:: Supplied material ::
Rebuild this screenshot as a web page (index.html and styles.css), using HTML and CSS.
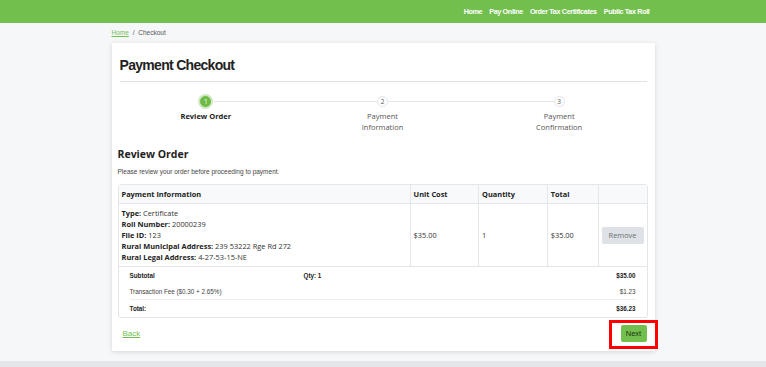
FILE: index.html
```html
<!DOCTYPE html>
<html lang="en">
<head>
  <meta charset="UTF-8" />
  <meta name="viewport" content="width=device-width, initial-scale=1.0"/>
  <title>Payment Checkout</title>
  <link rel="stylesheet" href="styles.css">
</head>
<body>

  <header class="topbar">
    <nav class="wrap topnav">
      <a href="#">Home</a>
      <a href="#">Pay Online</a>
      <a href="#">Order Tax Certificates</a>
      <a href="#">Public Tax Roll</a>
    </nav>
  </header>

  <main class="wrap">
    <div class="crumbs"><a href="#">Home</a> <span>/</span> Checkout</div>

    <section class="card">
      <h1>Payment Checkout</h1>

      <ol class="steps">
        <li class="step active"><span class="dot">1</span><span class="label">Review Order</span></li>
        <li class="step"><span class="dot">2</span><span class="label">Payment<br>Information</span></li>
        <li class="step"><span class="dot">3</span><span class="label">Payment<br>Confirmation</span></li>
      </ol>

      <h2>Review Order</h2>
      <p class="note">Please review your order before proceeding to payment.</p>

      <div class="order">
        <table class="items">
          <thead>
            <tr>
              <th class="col-info">Payment Information</th>
              <th class="col-cost">Unit Cost</th>
              <th class="col-qty">Quantity</th>
              <th class="col-total">Total</th>
              <th class="col-act"></th>
            </tr>
          </thead>
          <tbody>
            <tr>
              <td class="details">
                <b>Type:</b> Certificate<br>
                <b>Roll Number:</b> 20000239<br>
                <b>File ID:</b> 123<br>
                <b>Rural Municipal Address:</b> 239 53222 Rge Rd 272<br>
                <b>Rural Legal Address:</b> 4-27-53-15-NE
              </td>
              <td>$35.00</td>
              <td>1</td>
              <td>$35.00</td>
              <td><button class="remove">Remove</button></td>
            </tr>
          </tbody>
        </table>

        <div class="summary">
          <div class="sum-row strong"><span class="sum-name">Subtotal</span><span class="sum-qty">Qty: 1</span><span class="sum-val">$35.00</span></div>
          <div class="sum-row"><span class="sum-name">Transaction Fee ($0.30 + 2.65%)</span><span class="sum-val">$1.23</span></div>
          <div class="sum-row strong total"><span class="sum-name">Total:</span><span class="sum-val">$36.23</span></div>
        </div>
      </div>

      <div class="actions">
        <a href="#" class="back">Back</a>
        <button class="next">Next</button>
      </div>
    </section>
  </main>

  <footer class="foot"></footer>

</body>
</html>
```

FILE: styles.css
```css
body {
  margin: 0;
  background: #f6f7f9;
  font-family: 'Liberation Sans', Arial, sans-serif;
  color: #212529;
}
.wrap {
  width: 543px;
  margin: 0 auto;
}
.topbar {
  background: #72bf4e;
  height: 23px;
}
.topnav {
  display: flex;
  justify-content: flex-end;
  align-items: center;
  gap: 7px;
  height: 23px;
  padding-right: 5px;
  box-sizing: border-box;
}
.topnav a {
  color: #fff;
  text-decoration: none;
  font-weight: bold;
  font-size: 7.2px;
  letter-spacing: -0.35px;
}
.crumbs {
  font-size: 6.5px;
  line-height: 10px;
  margin: 5px 0 5px;
  color: #555;
}
.crumbs a {
  color: #72bf4e;
}
.crumbs span {
  margin: 0 2px;
}
.card {
  background: #fff;
  box-shadow: 0 1px 5px rgba(0, 0, 0, 0.13);
  padding: 14px 7px 9px 6px;
  margin-bottom: 10px;
}
h1 {
  margin: 0 1px 0 2px;
  font-size: 14px;
  line-height: 17px;
  letter-spacing: -0.7px;
  padding-bottom: 7px;
  border-bottom: 1px solid #dfe2e6;
  color: #222;
}
.steps {
  list-style: none;
  margin: 13px 0 0;
  padding: 0;
  display: grid;
  grid-template-columns: repeat(3, 1fr);
  font-family: 'Open Sans', sans-serif;
}
.step {
  position: relative;
  display: flex;
  flex-direction: column;
  align-items: center;
}
.step + .step::before {
  content: "";
  position: absolute;
  top: 6px;
  left: -50%;
  width: 100%;
  height: 1px;
  background: #e6e8eb;
  z-index: 0;
}
.dot {
  position: relative;
  z-index: 1;
  width: 11px;
  height: 11px;
  border-radius: 50%;
  background: #fff;
  border: 1px solid #e3e5e8;
  box-sizing: border-box;
  font-size: 6.5px;
  line-height: 9px;
  text-align: center;
  color: #555;
  margin-top: 1px;
}
.active .dot {
  background: #6cbc45;
  border-color: #6cbc45;
  color: #fff;
  box-shadow: 0 0 0 2px #cfe8c2;
}
.label {
  margin-top: 4px;
  font-size: 7.5px;
  line-height: 11px;
  text-align: center;
  color: #555;
}
.active .label {
  font-weight: bold;
  color: #222;
}
h2 {
  margin: 14px 0 0;
  font-size: 10.5px;
  line-height: 14px;
  font-family: 'Open Sans', sans-serif;
  color: #222;
}
.note {
  margin: 6px 0 0;
  font-size: 6.5px;
  line-height: 10px;
  color: #444;
}
.order {
  margin-top: 7px;
  border: 1px solid #e4e6e9;
  border-radius: 3px;
  font-family: 'Open Sans', sans-serif;
}
.items {
  width: 100%;
  border-collapse: collapse;
  font-size: 7.4px;
  color: #333;
}
.items th,
.items td {
  border-right: 1px solid #e4e6e9;
  text-align: left;
  padding: 0 3px;
}
.items th:last-child,
.items td:last-child {
  border-right: none;
}
.items th {
  background: #f8f9fa;
  height: 18px;
  font-weight: bold;
  border-bottom: 1px solid #e4e6e9;
  color: #222;
}
.items td {
  height: 62px;
  border-bottom: 1px solid #e4e6e9;
}
.col-info { width: 288px; }
.col-cost { width: 62px; }
.col-qty { width: 62px; }
.col-total { width: 44px; }
.details {
  line-height: 11px;
}
.details b {
  color: #222;
}
.remove {
  font-family: 'Open Sans', sans-serif;
  font-size: 7.4px;
  color: #6b7075;
  background: #dee1e5;
  border: none;
  border-radius: 2px;
  width: 42px;
  height: 17px;
  padding: 0;
}
.summary {
  padding: 0 11px;
  font-family: 'Liberation Sans', Arial, sans-serif;
  font-size: 6.3px;
  color: #444;
}
.sum-row {
  display: flex;
  align-items: center;
  height: 16px;
}
.sum-row.strong {
  font-weight: bold;
  color: #222;
}
.sum-row.total {
  height: 17px;
  border-top: 1px solid #eceef0;
}
.sum-name {
  width: 174px;
}
.sum-val {
  margin-left: auto;
}
.actions {
  display: flex;
  justify-content: space-between;
  align-items: center;
  margin-top: 7px;
  padding: 0 1px 0 5px;
}
.back {
  color: #72bf4e;
  font-size: 8px;
}
.next {
  position: relative;
  background: #72bf4e;
  color: #1d3314;
  border: none;
  border-radius: 2px;
  width: 26px;
  height: 17px;
  padding: 0;
  font-family: 'Liberation Sans', Arial, sans-serif;
  font-size: 7.5px;
}
.next::after {
  content: "";
  position: absolute;
  top: -5px;
  bottom: -7px;
  left: -12px;
  right: -11px;
  border: 3px solid #f00;
}
.foot {
  background: #e4e6ea;
  height: 7px;
}
```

:: What the task asks ::
Write out the listing above exactly as it stands, pictures excluded.

:: The output ::
Rebuild this screenshot as a web page (index.html and styles.css), using HTML and CSS.
FILE: index.html
```html
<!DOCTYPE html>
<html lang="en">
<head>
  <meta charset="UTF-8" />
  <meta name="viewport" content="width=device-width, initial-scale=1.0"/>
  <title>Payment Checkout</title>
  <link rel="stylesheet" href="styles.css">
</head>
<body>

  <header class="topbar">
    <nav class="wrap topnav">
      <a href="#">Home</a>
      <a href="#">Pay Online</a>
      <a href="#">Order Tax Certificates</a>
      <a href="#">Public Tax Roll</a>
    </nav>
  </header>

  <main class="wrap">
    <div class="crumbs"><a href="#">Home</a> <span>/</span> Checkout</div>

    <section class="card">
      <h1>Payment Checkout</h1>

      <ol class="steps">
        <li class="step active"><span class="dot">1</span><span class="label">Review Order</span></li>
        <li class="step"><span class="dot">2</span><span class="label">Payment<br>Information</span></li>
        <li class="step"><span class="dot">3</span><span class="label">Payment<br>Confirmation</span></li>
      </ol>

      <h2>Review Order</h2>
      <p class="note">Please review your order before proceeding to payment.</p>

      <div class="order">
        <table class="items">
          <thead>
            <tr>
              <th class="col-info">Payment Information</th>
              <th class="col-cost">Unit Cost</th>
              <th class="col-qty">Quantity</th>
              <th class="col-total">Total</th>
              <th class="col-act"></th>
            </tr>
          </thead>
          <tbody>
            <tr>
              <td class="details">
                <b>Type:</b> Certificate<br>
                <b>Roll Number:</b> 20000239<br>
                <b>File ID:</b> 123<br>
                <b>Rural Municipal Address:</b> 239 53222 Rge Rd 272<br>
                <b>Rural Legal Address:</b> 4-27-53-15-NE
              </td>
              <td>$35.00</td>
              <td>1</td>
              <td>$35.00</td>
              <td><button class="remove">Remove</button></td>
            </tr>
          </tbody>
        </table>

        <div class="summary">
          <div class="sum-row strong"><span class="sum-name">Subtotal</span><span class="sum-qty">Qty: 1</span><span class="sum-val">$35.00</span></div>
          <div class="sum-row"><span class="sum-name">Transaction Fee ($0.30 + 2.65%)</span><span class="sum-val">$1.23</span></div>
          <div class="sum-row strong total"><span class="sum-name">Total:</span><span class="sum-val">$36.23</span></div>
        </div>
      </div>

      <div class="actions">
        <a href="#" class="back">Back</a>
        <button class="next">Next</button>
      </div>
    </section>
  </main>

  <footer class="foot"></footer>

</body>
</html>
```

FILE: styles.css
```css
body {
  margin: 0;
  background: #f6f7f9;
  font-family: 'Liberation Sans', Arial, sans-serif;
  color: #212529;
}
.wrap {
  width: 543px;
  margin: 0 auto;
}
.topbar {
  background: #72bf4e;
  height: 23px;
}
.topnav {
  display: flex;
  justify-content: flex-end;
  align-items: center;
  gap: 7px;
  height: 23px;
  padding-right: 5px;
  box-sizing: border-box;
}
.topnav a {
  color: #fff;
  text-decoration: none;
  font-weight: bold;
  font-size: 7.2px;
  letter-spacing: -0.35px;
}
.crumbs {
  font-size: 6.5px;
  line-height: 10px;
  margin: 5px 0 5px;
  color: #555;
}
.crumbs a {
  color: #72bf4e;
}
.crumbs span {
  margin: 0 2px;
}
.card {
  background: #fff;
  box-shadow: 0 1px 5px rgba(0, 0, 0, 0.13);
  padding: 14px 7px 9px 6px;
  margin-bottom: 10px;
}
h1 {
  margin: 0 1px 0 2px;
  font-size: 14px;
  line-height: 17px;
  letter-spacing: -0.7px;
  padding-bottom: 7px;
  border-bottom: 1px solid #dfe2e6;
  color: #222;
}
.steps {
  list-style: none;
  margin: 13px 0 0;
  padding: 0;
  display: grid;
  grid-template-columns: repeat(3, 1fr);
  font-family: 'Open Sans', sans-serif;
}
.step {
  position: relative;
  display: flex;
  flex-direction: column;
  align-items: center;
}
.step + .step::before {
  content: "";
  position: absolute;
  top: 6px;
  left: -50%;
  width: 100%;
  height: 1px;
  background: #e6e8eb;
  z-index: 0;
}
.dot {
  position: relative;
  z-index: 1;
  width: 11px;
  height: 11px;
  border-radius: 50%;
  background: #fff;
  border: 1px solid #e3e5e8;
  box-sizing: border-box;
  font-size: 6.5px;
  line-height: 9px;
  text-align: center;
  color: #555;
  margin-top: 1px;
}
.active .dot {
  background: #6cbc45;
  border-color: #6cbc45;
  color: #fff;
  box-shadow: 0 0 0 2px #cfe8c2;
}
.label {
  margin-top: 4px;
  font-size: 7.5px;
  line-height: 11px;
  text-align: center;
  color: #555;
}
.active .label {
  font-weight: bold;
  color: #222;
}
h2 {
  margin: 14px 0 0;
  font-size: 10.5px;
  line-height: 14px;
  font-family: 'Open Sans', sans-serif;
  color: #222;
}
.note {
  margin: 6px 0 0;
  font-size: 6.5px;
  line-height: 10px;
  color: #444;
}
.order {
  margin-top: 7px;
  border: 1px solid #e4e6e9;
  border-radius: 3px;
  font-family: 'Open Sans', sans-serif;
}
.items {
  width: 100%;
  border-collapse: collapse;
  font-size: 7.4px;
  color: #333;
}
.items th,
.items td {
  border-right: 1px solid #e4e6e9;
  text-align: left;
  padding: 0 3px;
}
.items th:last-child,
.items td:last-child {
  border-right: none;
}
.items th {
  background: #f8f9fa;
  height: 18px;
  font-weight: bold;
  border-bottom: 1px solid #e4e6e9;
  color: #222;
}
.items td {
  height: 62px;
  border-bottom: 1px solid #e4e6e9;
}
.col-info { width: 288px; }
.col-cost { width: 62px; }
.col-qty { width: 62px; }
.col-total { width: 44px; }
.details {
  line-height: 11px;
}
.details b {
  color: #222;
}
.remove {
  font-family: 'Open Sans', sans-serif;
  font-size: 7.4px;
  color: #6b7075;
  background: #dee1e5;
  border: none;
  border-radius: 2px;
  width: 42px;
  height: 17px;
  padding: 0;
}
.summary {
  padding: 0 11px;
  font-family: 'Liberation Sans', Arial, sans-serif;
  font-size: 6.3px;
  color: #444;
}
.sum-row {
  display: flex;
  align-items: center;
  height: 16px;
}
.sum-row.strong {
  font-weight: bold;
  color: #222;
}
.sum-row.total {
  height: 17px;
  border-top: 1px solid #eceef0;
}
.sum-name {
  width: 174px;
}
.sum-val {
  margin-left: auto;
}
.actions {
  display: flex;
  justify-content: space-between;
  align-items: center;
  margin-top: 7px;
  padding: 0 1px 0 5px;
}
.back {
  color: #72bf4e;
  font-size: 8px;
}
.next {
  position: relative;
  background: #72bf4e;
  color: #1d3314;
  border: none;
  border-radius: 2px;
  width: 26px;
  height: 17px;
  padding: 0;
  font-family: 'Liberation Sans', Arial, sans-serif;
  font-size: 7.5px;
}
.next::after {
  content: "";
  position: absolute;
  top: -5px;
  bottom: -7px;
  left: -12px;
  right: -11px;
  border: 3px solid #f00;
}
.foot {
  background: #e4e6ea;
  height: 7px;
}
```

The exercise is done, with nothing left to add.